◆ **Task brief**: Check each line of the material below, and copy it if it holds the string "index".

═══ Given information

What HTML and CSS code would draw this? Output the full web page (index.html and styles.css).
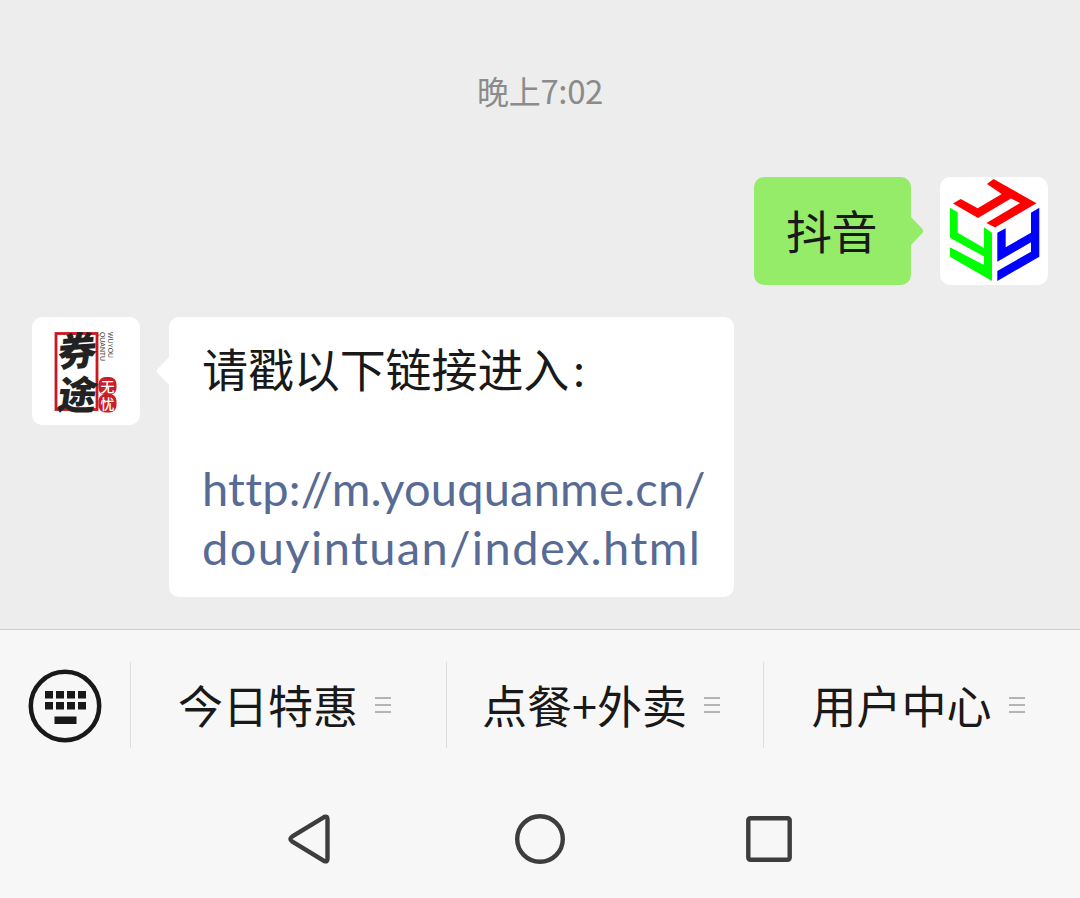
FILE: index.html
```html
<!DOCTYPE html>
<html lang="zh-CN">
<head>
<meta charset="utf-8">
<title>聊天</title>
<link rel="stylesheet" href="styles.css">
</head>
<body>
<main class="chat">
  <time class="time">晚上<span class="digits">7:02</span></time>
  <section class="row sent">
    <div class="bubble green">抖音<svg class="tail" viewBox="0 0 14 30"><path d="M0 0 12.5 13Q14 15 12.5 17L0 30Z"/></svg></div>
    <svg class="avatar" viewBox="0 0 108 108">
      <path fill="#f00" d="M53.500 2 96.500 26.300 55 50.500 46.500 46 80 26 71 21.500 38 41 13 26.500 20.700 22 37.700 31.300 61.700 17 47 7Z"/>
      <path fill="#0f0" d="M10 30.700 17.700 35.300V55.700L44 71V50.300L52 55.700V104L10 79.700V70.300L44 88V79.500L10 60.700Z"/>
      <path fill="#00f" d="M57.300 55.700 65.700 51.300V70.300L91 55.700V35.700L99.300 30.700V79.700L57.300 104V94L91 74.700V65.300L57.300 84.700Z"/>
    </svg>
  </section>
  <section class="row received">
    <svg class="avatar" viewBox="0 0 108 108">
      <rect x="24" y="16.500" width="41" height="76" fill="none" stroke="#c91920" stroke-width="2.800"/>
      <text class="brush" transform="translate(25 50) rotate(-4) skewX(-8)">券</text>
      <text class="brush" transform="translate(24 92) rotate(1) skewX(-7)">途</text>
      <g fill="#c71f25"><rect x="66.500" y="60" width="18" height="18" rx="7"/><rect x="66.500" y="77" width="18" height="18.500" rx="7"/></g>
      <text class="seal" x="68.500" y="74.500">无</text>
      <text class="seal" x="68.500" y="92">忧</text>
      <text class="latin" transform="translate(76 15) rotate(90)" textLength="26" lengthAdjust="spacingAndGlyphs">WUYOU</text>
      <text class="latin" transform="translate(68 15) rotate(90)" textLength="29" lengthAdjust="spacingAndGlyphs">QUANTU</text>
    </svg>
    <div class="bubble white"><svg class="tail" viewBox="0 0 14 30"><path d="M14 0 1.500 13Q0 15 1.500 17L14 30Z"/></svg><p class="line">请戳以下链接进入<span class="colon">:</span></p><a class="link"><span class="line url-host">http://m.youquanme.cn/</span><span class="line url-path">douyintuan/index.html</span></a></div>
  </section>
</main>
<footer class="footer">
  <nav class="menu">
    <div class="keyboard"><svg width="74" height="74" viewBox="0 0 74 74"><circle cx="37" cy="37" r="34.200" fill="none" stroke="#191919" stroke-width="4.500"/><path fill="#191919" d="M17 22h8v7.500h-8zM28 22h8v7.500h-8zM39 22h8v7.500h-8zM50 22h8v7.500h-8zM17 33h8v7.500h-8zM28 33h8v7.500h-8zM39 33h8v7.500h-8zM50 33h8v7.500h-8zM26.500 47.500h22v7.500h-22z"/></svg></div>
    <div class="item">今日特惠<i class="bars"></i></div>
    <div class="item">点餐+外卖<i class="bars"></i></div>
    <div class="item">用户中心<i class="bars"></i></div>
  </nav>
  <nav class="system">
    <svg viewBox="0 0 54 54"><path d="M40.500 4.800 8 24.700Q4.800 27 8 29.300L40.500 49.200Q43.500 50.200 43.500 46.500V7.500Q43.500 3.800 40.500 4.800Z"/></svg>
    <svg viewBox="0 0 54 54"><circle cx="27" cy="27" r="22.800"/></svg>
    <svg viewBox="0 0 54 54"><rect x="6.300" y="6.300" width="41.400" height="41.400" rx="2"/></svg>
  </nav>
</footer>
</body>
</html>
```
FILE: styles.css
```css
* { box-sizing: border-box; }
body { margin: 0; width: 1080px; height: 898px; overflow: hidden; background: #f7f7f7; color: #191919; font-family: "Noto Sans CJK SC", sans-serif; display: flex; flex-direction: column; }
.chat { height: 629px; background: #ededed; padding: 66px 32px 0; display: flex; flex-direction: column; }
.time { height: 48px; line-height: 48px; font-size: 32px; color: #8b8b8b; text-align: center; margin-bottom: 63px; letter-spacing: -0.3px; }
.digits { font-size: 33px; letter-spacing: -0.4px; }
.row { display: flex; align-items: flex-start; gap: 29px; }
.sent { justify-content: flex-end; margin-bottom: 32px; }
.avatar { width: 108px; height: 108px; border-radius: 10px; background: #fff; flex: none; }
.bubble { position: relative; border-radius: 10px; font-size: 46px; line-height: 59.3px; }
.tail { position: absolute; width: 14px; height: 30px; top: 39px; }
.green { width: 157px; height: 108px; padding: 23px 0 0 32px; background: #95ec69; letter-spacing: -0.5px; }
.green .tail { left: 156px; fill: #95ec69; }
.white { width: 565px; height: 280px; padding: 21px 0 0 33px; background: #fff; }
.white .tail { right: 564px; fill: #fff; }
.line { display: block; margin: 0; white-space: nowrap; letter-spacing: -0.1px; }
.colon { font-family: Lato, sans-serif; margin-left: 4px; }
.link { display: block; margin-top: 59.5px; color: #576b95; font-family: Lato, sans-serif; font-size: 47px; line-height: 59px; }
.url-host { letter-spacing: 0.2px; }
.url-path { letter-spacing: 1.4px; }
.brush { font: 900 39px "Noto Sans CJK SC", sans-serif; fill: #222; }
.seal { font: 500 14px "Noto Sans CJK SC", sans-serif; fill: #fff; }
.latin { font: 8px "Liberation Sans", sans-serif; fill: #444; }
.footer { border-top: 1px solid #ccc; height: 269px; }
.menu { display: flex; height: 118px; padding-top: 32px; }
.keyboard { width: 130px; height: 86px; padding: 7px 0 0 28px; }
.item { height: 86px; width: 317px; border-left: 1px solid #dedede; display: flex; align-items: center; justify-content: center; gap: 17px; font-size: 45px; line-height: 84px; padding-right: 8px; }
.item:nth-child(2) { width: 316px; }
.bars { width: 16px; height: 16px; background: repeating-linear-gradient(#b4b4b4 0 2px, transparent 2px 7px); }
.system { display: flex; justify-content: center; gap: 175px; padding-top: 64px; }
.system svg { width: 54px; height: 54px; fill: none; stroke: #3d3d3d; stroke-width: 4.400; }
```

══════

◆ **Full solution**:
What HTML and CSS code would draw this? Output the full web page (index.html and styles.css).
FILE: index.html
    <div class="bubble white"><svg class="tail" viewBox="0 0 14 30"><path d="M14 0 1.500 13Q0 15 1.500 17L14 30Z"/></svg><p class="line">请戳以下链接进入<span class="colon">:</span></p><a class="link"><span class="line url-host">http://m.youquanme.cn/</span><span class="line url-path">douyintuan/index.html</span></a></div>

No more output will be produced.